Brief
Collect from the data below each line with "this".

Supplied data
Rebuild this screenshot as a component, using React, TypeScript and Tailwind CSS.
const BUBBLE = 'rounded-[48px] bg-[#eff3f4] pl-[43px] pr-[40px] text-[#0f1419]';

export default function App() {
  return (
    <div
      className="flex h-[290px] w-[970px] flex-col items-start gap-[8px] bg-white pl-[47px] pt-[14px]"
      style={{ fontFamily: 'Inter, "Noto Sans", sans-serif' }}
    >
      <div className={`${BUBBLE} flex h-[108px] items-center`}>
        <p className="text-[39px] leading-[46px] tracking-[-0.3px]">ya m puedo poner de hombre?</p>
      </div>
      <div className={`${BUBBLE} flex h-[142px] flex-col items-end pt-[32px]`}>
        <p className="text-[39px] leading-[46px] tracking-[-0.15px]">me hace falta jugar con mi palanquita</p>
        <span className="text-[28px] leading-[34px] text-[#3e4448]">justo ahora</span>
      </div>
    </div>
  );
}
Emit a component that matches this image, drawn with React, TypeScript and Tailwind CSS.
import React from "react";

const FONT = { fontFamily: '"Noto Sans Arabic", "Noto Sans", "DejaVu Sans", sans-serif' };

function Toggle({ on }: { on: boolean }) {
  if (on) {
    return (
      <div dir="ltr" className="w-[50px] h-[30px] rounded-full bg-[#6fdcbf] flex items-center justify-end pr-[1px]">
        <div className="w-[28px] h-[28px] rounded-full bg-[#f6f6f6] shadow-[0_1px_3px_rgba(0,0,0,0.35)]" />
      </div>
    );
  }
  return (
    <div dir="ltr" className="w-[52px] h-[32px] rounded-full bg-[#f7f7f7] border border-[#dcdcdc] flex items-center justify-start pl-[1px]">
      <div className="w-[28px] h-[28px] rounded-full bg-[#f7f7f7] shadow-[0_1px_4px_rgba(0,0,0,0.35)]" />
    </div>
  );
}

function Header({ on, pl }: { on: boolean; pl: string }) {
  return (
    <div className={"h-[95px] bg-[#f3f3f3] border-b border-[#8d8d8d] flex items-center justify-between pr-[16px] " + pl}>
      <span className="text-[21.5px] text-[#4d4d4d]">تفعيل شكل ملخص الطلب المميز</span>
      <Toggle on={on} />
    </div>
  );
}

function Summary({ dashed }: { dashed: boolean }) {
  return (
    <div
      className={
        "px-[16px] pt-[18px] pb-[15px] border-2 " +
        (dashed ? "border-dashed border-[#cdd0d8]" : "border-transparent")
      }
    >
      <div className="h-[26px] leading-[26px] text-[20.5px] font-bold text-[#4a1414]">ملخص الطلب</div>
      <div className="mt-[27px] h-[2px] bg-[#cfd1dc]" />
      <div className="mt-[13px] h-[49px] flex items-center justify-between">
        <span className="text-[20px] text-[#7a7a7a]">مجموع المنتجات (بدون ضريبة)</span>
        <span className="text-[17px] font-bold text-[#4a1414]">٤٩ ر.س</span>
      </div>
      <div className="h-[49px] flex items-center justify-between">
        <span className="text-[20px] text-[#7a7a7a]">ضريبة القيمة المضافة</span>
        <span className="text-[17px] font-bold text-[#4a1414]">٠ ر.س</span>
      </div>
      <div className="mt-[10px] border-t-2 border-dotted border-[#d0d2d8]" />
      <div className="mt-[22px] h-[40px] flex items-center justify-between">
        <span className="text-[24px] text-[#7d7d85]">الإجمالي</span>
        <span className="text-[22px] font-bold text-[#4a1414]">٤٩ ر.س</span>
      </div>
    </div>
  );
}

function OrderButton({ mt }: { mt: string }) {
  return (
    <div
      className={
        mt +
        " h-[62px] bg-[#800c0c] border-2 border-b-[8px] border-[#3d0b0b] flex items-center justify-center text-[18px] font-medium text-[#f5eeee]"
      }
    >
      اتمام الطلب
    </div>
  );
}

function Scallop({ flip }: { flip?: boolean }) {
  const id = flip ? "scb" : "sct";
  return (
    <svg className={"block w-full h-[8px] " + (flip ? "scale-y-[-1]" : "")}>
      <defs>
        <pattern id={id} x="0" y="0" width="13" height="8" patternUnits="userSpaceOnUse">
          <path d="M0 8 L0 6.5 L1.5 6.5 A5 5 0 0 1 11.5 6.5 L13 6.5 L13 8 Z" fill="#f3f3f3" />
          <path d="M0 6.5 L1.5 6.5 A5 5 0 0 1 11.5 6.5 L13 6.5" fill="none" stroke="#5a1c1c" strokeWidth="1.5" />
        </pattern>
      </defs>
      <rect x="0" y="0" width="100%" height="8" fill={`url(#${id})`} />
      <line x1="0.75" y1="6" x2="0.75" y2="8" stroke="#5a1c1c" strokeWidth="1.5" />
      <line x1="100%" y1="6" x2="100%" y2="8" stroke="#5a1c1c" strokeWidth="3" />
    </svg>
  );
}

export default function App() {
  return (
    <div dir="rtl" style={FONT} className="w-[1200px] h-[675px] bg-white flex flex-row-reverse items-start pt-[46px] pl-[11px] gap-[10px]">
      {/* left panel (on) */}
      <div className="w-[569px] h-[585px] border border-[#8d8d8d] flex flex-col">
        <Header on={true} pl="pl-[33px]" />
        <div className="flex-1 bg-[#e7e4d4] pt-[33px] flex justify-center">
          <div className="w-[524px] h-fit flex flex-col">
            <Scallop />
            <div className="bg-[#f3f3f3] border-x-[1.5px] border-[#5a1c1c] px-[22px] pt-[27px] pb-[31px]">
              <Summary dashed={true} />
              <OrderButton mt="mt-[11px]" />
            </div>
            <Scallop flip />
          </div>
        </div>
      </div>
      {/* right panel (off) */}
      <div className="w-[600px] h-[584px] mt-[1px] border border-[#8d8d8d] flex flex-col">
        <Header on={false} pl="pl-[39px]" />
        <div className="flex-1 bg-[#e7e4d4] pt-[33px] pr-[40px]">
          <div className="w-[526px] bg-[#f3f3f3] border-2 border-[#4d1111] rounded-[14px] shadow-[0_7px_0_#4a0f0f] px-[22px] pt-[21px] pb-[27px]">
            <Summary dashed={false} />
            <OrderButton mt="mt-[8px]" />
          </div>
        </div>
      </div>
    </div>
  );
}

Answer for the task
Rebuild this screenshot as a component, using React, TypeScript and Tailwind CSS.
Emit a component that matches this image, drawn with React, TypeScript and Tailwind CSS.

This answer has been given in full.